>> start DATASET CONTENT
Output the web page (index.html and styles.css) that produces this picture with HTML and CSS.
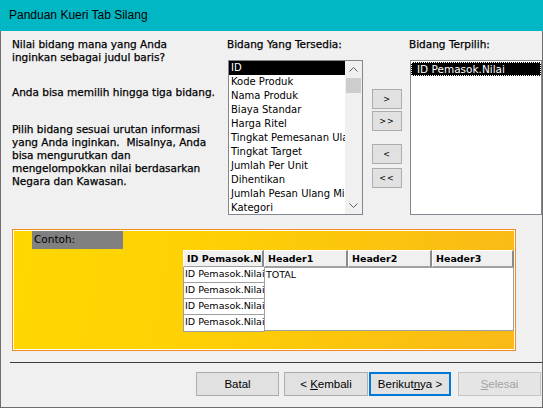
FILE: index.html
```html
<!DOCTYPE html>
<html lang="id">
<head>
    <meta charset="UTF-8">
    <meta name="viewport" content="width=device-width, initial-scale=1.0">
    <title>Panduan Kueri Tab Silang</title>
    <link rel="stylesheet" href="styles.css">
</head>
<body>
    <div class="window">
        <div class="titlebar">Panduan Kueri Tab Silang</div>
        <div class="frame">
            <div class="top">
                <div class="intro">
                    <p>Nilai bidang mana yang Anda<br>inginkan sebagai judul baris?</p>
                    <p class="gap1">Anda bisa memilih hingga tiga bidang.</p>
                    <p class="gap2">Pilih bidang sesuai urutan informasi<br>yang Anda inginkan.&nbsp; Misalnya, Anda<br>bisa mengurutkan dan<br>mengelompokkan nilai berdasarkan<br>Negara dan Kawasan.</p>
                </div>

                <div class="field-col available">
                    <div class="field-label">Bidang Yang Tersedia:</div>
                    <div class="listbox">
                        <ul class="items">
                            <li class="picked">ID</li>
                            <li>Kode Produk</li>
                            <li>Nama Produk</li>
                            <li>Biaya Standar</li>
                            <li>Harga Ritel</li>
                            <li>Tingkat Pemesanan Ulang</li>
                            <li>Tingkat Target</li>
                            <li>Jumlah Per Unit</li>
                            <li>Dihentikan</li>
                            <li>Jumlah Pesan Ulang Minimum</li>
                            <li>Kategori</li>
                        </ul>
                        <div class="scrollbar">
                            <span class="arrow">
                                <svg width="9" height="5" viewBox="0 0 9 5"><polyline points="0.5,4.5 4.5,0.5 8.5,4.5" fill="none" stroke="#606060" stroke-width="1"/></svg>
                            </span>
                            <span class="thumb"></span>
                            <span class="track"></span>
                            <span class="arrow">
                                <svg width="9" height="5" viewBox="0 0 9 5"><polyline points="0.5,0.5 4.5,4.5 8.5,0.5" fill="none" stroke="#606060" stroke-width="1"/></svg>
                            </span>
                        </div>
                    </div>
                </div>

                <div class="move-buttons">
                    <button class="move">&gt;</button>
                    <button class="move second">&gt;&gt;</button>
                    <button class="move third">&lt;</button>
                    <button class="move fourth">&lt;&lt;</button>
                </div>

                <div class="field-col selected">
                    <div class="field-label">Bidang Terpilih:</div>
                    <div class="listbox plain">
                        <ul class="items">
                            <li class="picked focus">ID Pemasok.Nilai</li>
                        </ul>
                    </div>
                </div>
            </div>

            <!-- Sample preview -->
            <div class="sample">
                <div class="sample-label">Contoh:</div>
                <div class="crosstab">
                    <div class="ct-head">
                        <span class="hcell rowhead">ID Pemasok.Nilai</span>
                        <span class="hcell col1">Header1</span>
                        <span class="hcell col2">Header2</span>
                        <span class="hcell col3">Header3</span>
                    </div>
                    <div class="ct-body">
                        <div class="row-heads">
                            <span>ID Pemasok.Nilai</span>
                            <span>ID Pemasok.Nilai</span>
                            <span>ID Pemasok.Nilai</span>
                            <span class="last">ID Pemasok.Nilai</span>
                        </div>
                        <div class="values">TOTAL</div>
                    </div>
                </div>
            </div>

            <div class="separator"></div>

            <div class="footer">
                <button class="btn cancel">Batal</button>
                <button class="btn back">&lt; <u>K</u>embali</button>
                <button class="btn next">Berikut<u>n</u>ya &gt;</button>
                <button class="btn finish" disabled><u>S</u>elesai</button>
            </div>
        </div>
    </div>
</body>
</html>
```

FILE: styles.css
```css
* {
    margin: 0;
    padding: 0;
    box-sizing: border-box;
}
body {
    background: #f0f0f0;
    font-family: "DejaVu Sans", Verdana, sans-serif;
    color: #000;
}
.window {
    width: 543px;
    height: 408px;
    display: flex;
    flex-direction: column;
}
.titlebar {
    height: 31px;
    background: #00b7c3;
    color: #000;
    font-family: "Liberation Sans", Arial, sans-serif;
    font-size: 12px;
    line-height: 31px;
    padding-left: 9px;
}
.frame {
    flex: 1;
    border: 1px solid #6e6e6e;
    border-top: none;
    background: #f0f0f0;
    padding-top: 7px;
    display: flex;
    flex-direction: column;
}
/* top row: intro text, field lists and move buttons */
.top {
    display: flex;
    height: 177px;
}
.intro {
    flex: 0 0 227px;
    padding-left: 11px;
    font-size: 10.5px;
    line-height: 13px;
    -webkit-text-stroke: 0.25px #000;
}
.intro .gap1 {
    margin-top: 22px;
}
.intro .gap2 {
    margin-top: 24px;
}
.field-col.available {
    flex: 0 0 144px;
}
.field-col.selected {
    flex: 1;
}
.field-label {
    font-size: 10.5px;
    line-height: 13px;
    height: 13px;
    margin-bottom: 9px;
    margin-left: -1px;
    white-space: nowrap;
    -webkit-text-stroke: 0.25px #000;
}
.listbox {
    width: 135px;
    height: 155px;
    border: 1px solid #828790;
    background: #fff;
    display: flex;
    overflow: hidden;
}
.listbox.plain {
    width: 132px;
}
.items {
    list-style: none;
    flex: 1;
    overflow: hidden;
    font-size: 10px;
}
.items li {
    height: 14px;
    line-height: 14px;
    padding-left: 2px;
    white-space: nowrap;
    overflow: hidden;
}
.items li.picked {
    background: #000;
    color: #fff;
}
.items li.focus {
    border: 1px dotted #fff;
    line-height: 12px;
    padding-left: 5px;
    margin-top: 1px;
    font-size: 10.5px;
}
.scrollbar {
    flex: 0 0 17px;
    background: #f0f0f0;
    display: flex;
    flex-direction: column;
}
.scrollbar .arrow {
    height: 17px;
    display: flex;
    align-items: center;
    justify-content: center;
}
.scrollbar .thumb {
    height: 15px;
    margin: 0 1px;
    background: #cdcdcd;
}
.scrollbar .track {
    flex: 1;
}
.move-buttons {
    flex: 0 0 38px;
    padding-top: 51px;
    display: flex;
    flex-direction: column;
}
.move {
    width: 30px;
    height: 20px;
    background: #e1e1e1;
    border: 1px solid #adadad;
    font-family: "DejaVu Sans", sans-serif;
    font-size: 8px;
    letter-spacing: 1px;
    color: #000;
}
.move.second {
    margin-top: 2px;
}
.move.third {
    margin-top: 13px;
}
.move.fourth {
    margin-top: 4px;
}
/* sample preview */
.sample {
    margin-top: 14px;
    margin-left: 11px;
    width: 504px;
    height: 122px;
    border: 1px solid #f58a1f;
    box-shadow: inset 0 0 0 1px #fff;
    padding: 1px;
    background:
        linear-gradient(100deg, #ffd700 0%, #fed104 35%, #fcc60c 65%, #f9b917 100%);
}
.sample-label {
    margin-left: 18px;
    width: 91px;
    height: 18px;
    background: #808080;
    font-size: 10.5px;
    line-height: 16px;
    padding-left: 2px;
}
.crosstab {
    margin-left: 169px;
    margin-top: 1px;
    width: 331px;
    font-size: 9.5px;
}
.ct-head {
    display: flex;
    height: 17px;
}
.hcell {
    background: #f0f0f0;
    font-weight: bold;
    line-height: 15px;
    padding-left: 3px;
    border-top: 1px solid #fff;
    border-left: 1px solid #fff;
    border-right: 2px solid #8a8a8a;
    border-bottom: 1px solid #a0a0a0;
    white-space: nowrap;
    overflow: hidden;
}
.hcell.rowhead {
    width: 81px;
    text-overflow: clip;
}
.hcell.col1 {
    width: 84px;
}
.hcell.col2 {
    width: 84px;
}
.hcell.col3 {
    width: 82px;
}
.ct-body {
    display: flex;
    height: 65px;
}
.row-heads {
    width: 82px;
    display: flex;
    flex-direction: column;
}
.row-heads span {
    height: 16px;
    line-height: 14px;
    background: #fff;
    border: 1px solid #a0a0a0;
    border-top: none;
    padding-left: 1px;
    white-space: nowrap;
    overflow: hidden;
}
.row-heads span.last {
    height: 17px;
}
.values {
    flex: 1;
    background: #fff;
    border: 1px solid #a0a0a0;
    border-left: none;
    height: 64px;
    padding-left: 1px;
    line-height: 14px;
}
.separator {
    margin-top: 11px;
    margin-left: 9px;
    height: 1px;
    background: #3c3c3c;
}
/* wizard buttons */
.footer {
    margin-top: 9px;
    padding-left: 195px;
    display: flex;
}
.btn {
    height: 24px;
    width: 83px;
    background: #e1e1e1;
    border: 1px solid #adadad;
    font-family: "Liberation Sans", Arial, sans-serif;
    font-size: 11.5px;
    color: #000;
}
.btn u {
    text-decoration: underline;
}
.btn.back {
    width: 84px;
    margin-left: 5px;
}
.btn.next {
    width: 82px;
    margin-left: 1px;
    border: 2px solid #0078d7;
}
.btn.finish {
    margin-left: 7px;
    color: #a3a3a3;
    background: #e5e5e5;
    border-color: #c4c4c4;
}
```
>> end DATASET CONTENT
Copy out every line that includes the word "index".

__TASK RESPONSE__
Output the web page (index.html and styles.css) that produces this picture with HTML and CSS.
FILE: index.html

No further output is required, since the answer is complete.